A court has put a temporary stop to the European Union’s plan to ban seal imports. It provides a small glimmer of hope that the do-as-I-sayers can’t always get their way.
The national campaign to have municipal governments ban the domestic use of pesticides continues unabated, despite its reliance on political arguments — more accurately, “do as I say” — rather than scientific facts.
In a letter to the editor this week, Gideon Forman, executive director of the Canadian Association of Physicians for the Environment, argues for the prohibition of “toxic lawn products.”
It is a curious phrase. Perhaps the group is aware, but loathe to admit, that not all domestic pesticides are “toxic.”
Of course, this all depends on which science, or which political slant, you’re inclined to believe. Forman urges the public to “trust” his group — they are, after all, doctors.
Anyone who dares point out the many weaknesses in the do-as-I-say-and-ban-pesticides argument will invariably be told, “But doctors support a ban.”
Well, a significant proportion of Canadian doctors also favour increased privatization of the health-care system. Many also support the implementation of user fees when patients visit their family physician. Are the doctors infallible on these issues, too?
You might think the people who run the College of the North Atlantic would be more enlightened about personal liberty and choice.

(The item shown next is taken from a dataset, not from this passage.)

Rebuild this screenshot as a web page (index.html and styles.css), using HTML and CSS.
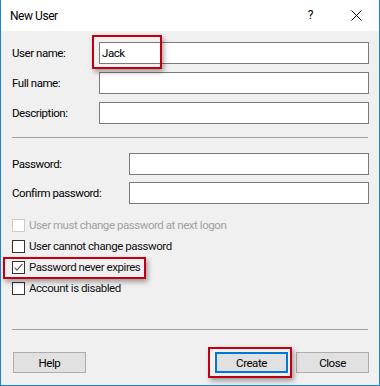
FILE: index.html
```html
<!DOCTYPE html>
<html lang="en">
<head>
  <meta charset="UTF-8">
  <title>New User</title>
  <link rel="stylesheet" href="styles.css">
</head>
<body>
<div class="window">
  <div class="titlebar">
    <span class="title">New User</span>
    <span class="help-q">?</span>
    <svg class="close-x" width="11" height="11" viewBox="0 0 11 11">
      <path d="M0.5 0.5 L10.5 10.5 M10.5 0.5 L0.5 10.5" stroke="#000" stroke-width="1" fill="none"/>
    </svg>
  </div>

  <div class="content">
    <div class="form-grid names">
      <label>User name:</label>
      <input type="text" value="Jack">
      <label>Full name:</label>
      <input type="text">
      <label>Description:</label>
      <input type="text">
    </div>

    <div class="sep sep-top"></div>

    <div class="form-grid passwords">
      <label>Password:</label>
      <input type="password">
      <label>Confirm password:</label>
      <input type="password">
    </div>

    <div class="checks">
      <div class="check disabled"><span class="box"></span>User must change password at next logon</div>
      <div class="check"><span class="box"></span>User cannot change password</div>
      <div class="check"><span class="box">
        <svg width="11" height="11" viewBox="0 0 11 11"><polyline points="1.5,5.5 4,8.2 9.5,1.8" stroke="#555" stroke-width="1.1" fill="none"/></svg>
      </span>Password never expires</div>
      <div class="check"><span class="box"></span>Account is disabled</div>
    </div>

    <div class="sep sep-bottom"></div>

    <div class="buttons">
      <button class="btn">Help</button>
      <span class="spacer"></span>
      <button class="btn default">Create</button>
      <button class="btn">Close</button>
    </div>
  </div>

  <!-- red highlight marks over the dialog -->
  <div class="mark mark-user"></div>
  <div class="mark mark-expire"></div>
  <div class="mark mark-create"></div>
</div>
</body>
</html>
```

FILE: styles.css
```css
body { margin: 0; background: #fff; font-family: Roboto, "Liberation Sans", sans-serif; font-size: 11.5px; letter-spacing: -0.45px; color: #000; }
.window { position: relative; width: 380px; height: 386px; box-sizing: border-box; background: #f0f0f0; border: 1px solid #1883d7; border-top: none; }
.titlebar { height: 31px; background: #fff; display: flex; align-items: center; padding-left: 9px; }
.title { flex: 1; font-size: 12px; }
.help-q { font-size: 12px; margin-right: 38px; margin-top: -1px; }
.close-x { margin-right: 17px; }
.content { padding: 11px 10px 0 11px; }
.form-grid { display: grid; align-items: center; }
.names { grid-template-columns: 87px 1fr; row-gap: 8px; }
.passwords { grid-template-columns: 117px 1fr; row-gap: 7px; margin-top: 15px; }
.form-grid input { height: 22px; box-sizing: border-box; border: 1px solid #7a7a7a; background: #fff; padding: 0 2px; margin: 0; font: inherit; letter-spacing: inherit; outline: none; }
.sep { height: 1px; background: #a0a0a0; margin-right: 1px; }
.sep-top { margin-top: 13px; }
.checks { display: flex; flex-direction: column; gap: 8px; margin-top: 15px; }
.check { display: flex; align-items: center; gap: 4px; height: 13px; line-height: 13px; white-space: nowrap; color: #111; }
.box { width: 13px; height: 13px; box-sizing: border-box; border: 1px solid #333; background: #fff; display: flex; align-items: center; justify-content: center; flex: none; }
.check.disabled { color: #a0a0a0; }
.check.disabled .box { border-color: #ccc; }
.sep-bottom { margin-top: 34px; }
.buttons { display: flex; gap: 8px; margin-top: 22px; padding-left: 1px; }
.spacer { flex: 1; }
.btn { width: 73px; height: 21px; box-sizing: border-box; background: #e1e1e1; border: 1px solid #adadad; font: inherit; letter-spacing: inherit; color: #000; padding: 0; }
.btn.default { border: 2px solid #0078d7; }
.mark { position: absolute; border: 2px solid #c00010; box-shadow: 2px 3px 5px rgba(0,0,0,0.35); }
.mark-user { left: 91px; top: 35px; width: 66px; height: 30px; }
.mark-expire { left: 2px; top: 257px; width: 139px; height: 18px; }
.mark-create { left: 207px; top: 347px; width: 80px; height: 27px; }
```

Not so with city hall. You wouldn’t expect small-town politicians to direct much intellectual power toward issues of choice, freedom and consistency.

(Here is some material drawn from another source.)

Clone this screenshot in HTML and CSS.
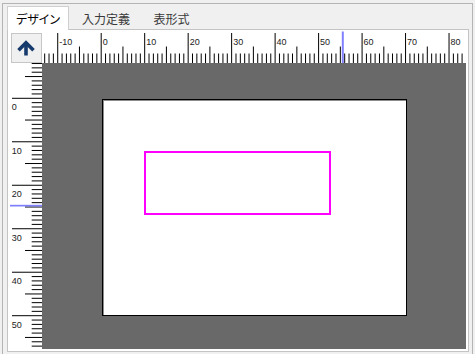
FILE: index.html
```html
<!DOCTYPE html>
<html lang="ja">
<head>
    <meta charset="UTF-8">
    <title>デザイン</title>
    <link rel="stylesheet" href="styles.css">
</head>
<body>
    <div class="window">
        <div class="tabs">
            <div class="tab active">デザイン</div>
            <div class="tab tab-input">入力定義</div>
            <div class="tab tab-table">表形式</div>
        </div>

        <div class="tab-page">
            <div class="designer">
                <div class="corner">
                    <button class="up-btn" title="上へ">
                        <svg width="29" height="28" viewBox="0 0 29 28">
                            <path d="M6.5 16.3 L14 8.8 L21.5 16.3" fill="none" stroke="#163b6c" stroke-width="3.6"/>
                            <path d="M14 10 L14 21.5" stroke="#163b6c" stroke-width="3.6"/>
                        </svg>
                    </button>
                </div>
                <svg class="ruler-top" id="rulerTop" width="424" height="33"></svg>
                <svg class="ruler-left" id="rulerLeft" width="32" height="286"></svg>
                <div class="canvas">
                    <div class="sheet">
                        <div class="shape"></div>
                    </div>
                </div>
            </div>
        </div>
    </div>

    <script src="ruler.js"></script>
</body>
</html>
```

FILE: styles.css
```css
html, body {
    margin: 0;
    height: 100%;
    overflow: hidden;
}
body {
    background: #f0f0f0;
    font-family: "Noto Sans CJK JP", "Liberation Sans", sans-serif;
}

.window {
    margin: 3px 2px 0 2px;
    height: 350px;
    border: 1px solid #b4b4b4;
    border-bottom: none;
    padding: 0 3px 0 4px;
    background: #f0f0f0;
}

.tabs {
    display: flex;
    height: 25px;
}
.tab {
    box-sizing: border-box;
    display: flex;
    align-items: center;
    justify-content: center;
    height: 24px;
    margin-top: 2px;
    font-size: 12px;
    color: #3a3a3a;
}
.tab.active {
    position: relative;
    z-index: 1;
    width: 62px;
    background: #ffffff;
    border: 1px solid #cfcfcf;
    border-bottom: none;
    color: #000000;
    font-feature-settings: "palt";
}
.tab-input {
    width: 74px;
}
.tab-table {
    width: 57px;
}

.tab-page {
    width: 462px;
    box-sizing: border-box;
    border: 1px solid #c4c4c4;
    background: #ffffff;
    padding: 0 2px 2px 2px;
}

.designer {
    display: grid;
    grid-template-columns: 32px 424px;
    grid-template-rows: 33px 286px;
}
.corner {
    background: #ffffff;
}
.up-btn {
    display: block;
    box-sizing: border-box;
    width: 31px;
    height: 30px;
    margin: 3px 0 0 1px;
    padding: 0;
    border: 1px solid #c6c6c6;
    background: #f0f0f0;
}
.up-btn svg {
    display: block;
}

.ruler-top,
.ruler-left {
    display: block;
    background: #ffffff;
    font-family: "Liberation Sans", Arial, sans-serif;
    font-size: 9px;
}

.canvas {
    position: relative;
    overflow: hidden;
    background: #696969;
}
.sheet {
    position: relative;
    box-sizing: border-box;
    width: 305px;
    height: 217px;
    margin: 36px 0 0 60px;
    background: #ffffff;
    border: 1px solid #000000;
    box-shadow: inset 1px 1px 0 rgba(0, 0, 0, .45);
}
.shape {
    position: absolute;
    left: 41px;
    top: 51px;
    width: 187px;
    height: 64px;
    box-sizing: border-box;
    border: 2px solid #ff00ff;
}
```

FILE: ruler.js
```js
// mm -> px on the design surface
const SCALE = 4.348;
const SVG_NS = 'http://www.w3.org/2000/svg';

function addLine( svg, x1, y1, x2, y2, color ) {
    const el = document.createElementNS( SVG_NS, 'line' );
    el.setAttribute( 'x1', x1 );
    el.setAttribute( 'y1', y1 );
    el.setAttribute( 'x2', x2 );
    el.setAttribute( 'y2', y2 );
    el.setAttribute( 'stroke', color || '#000' );
    el.setAttribute( 'stroke-width', '1' );
    svg.appendChild( el );
}

function addLabel( svg, x, y, text ) {
    const el = document.createElementNS( SVG_NS, 'text' );
    el.setAttribute( 'x', x );
    el.setAttribute( 'y', y );
    el.setAttribute( 'fill', '#222' );
    el.textContent = text;
    svg.appendChild( el );
}

function addMarker( svg, x, y, w, h ) {
    const el = document.createElementNS( SVG_NS, 'rect' );
    el.setAttribute( 'x', x );
    el.setAttribute( 'y', y );
    el.setAttribute( 'width', w );
    el.setAttribute( 'height', h );
    el.setAttribute( 'fill', '#8080ff' );
    svg.appendChild( el );
}

function drawTopRuler() {
    const svg = document.getElementById( 'rulerTop' );
    const origin = 59.2;
    for ( let u = -14; u <= 85; u++ ) {
        const x = origin + u * SCALE;
        if ( x < 0 || x > 424 ) continue;
        let top = 23.5;
        if ( u % 10 === 0 ) top = 3;
        else if ( u % 5 === 0 ) top = 16.5;
        addLine( svg, x, top, x, 33 );
        if ( u % 10 === 0 ) addLabel( svg, x + 1.5, 14.5, u );
    }
    // cursor position
    addMarker( svg, 299.8, 1.5, 2, 31.5 );
}

function drawLeftRuler() {
    const svg = document.getElementById( 'rulerLeft' );
    const origin = 35.3;
    for ( let u = -9; u <= 60; u++ ) {
        const y = origin + u * SCALE;
        if ( y < 0 || y > 286 ) continue;
        let left = 21.7;
        if ( u % 10 === 0 ) left = 2;
        else if ( u % 5 === 0 ) left = 15;
        addLine( svg, left, y, 32, y );
        if ( u % 10 === 0 ) addLabel( svg, 1.7, y + 11.8, u );
    }
    addMarker( svg, 0, 141.8, 32, 1.7 );
}

drawTopRuler();
drawLeftRuler();
```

St. John’s city council overwhelmingly favours banning pesticides.
This week, the city belatedly recognized the dangers of hogweed, a viciously poisonous plant that has spread across the country. City staff dug up 92 of the plants and buried them at the Robin Hood Bay landfill.
One of city hall’s top officials said that to prevent the dangerous plants from returning, pesticides must be used.
It is fertile ground for irony and hypocrisy.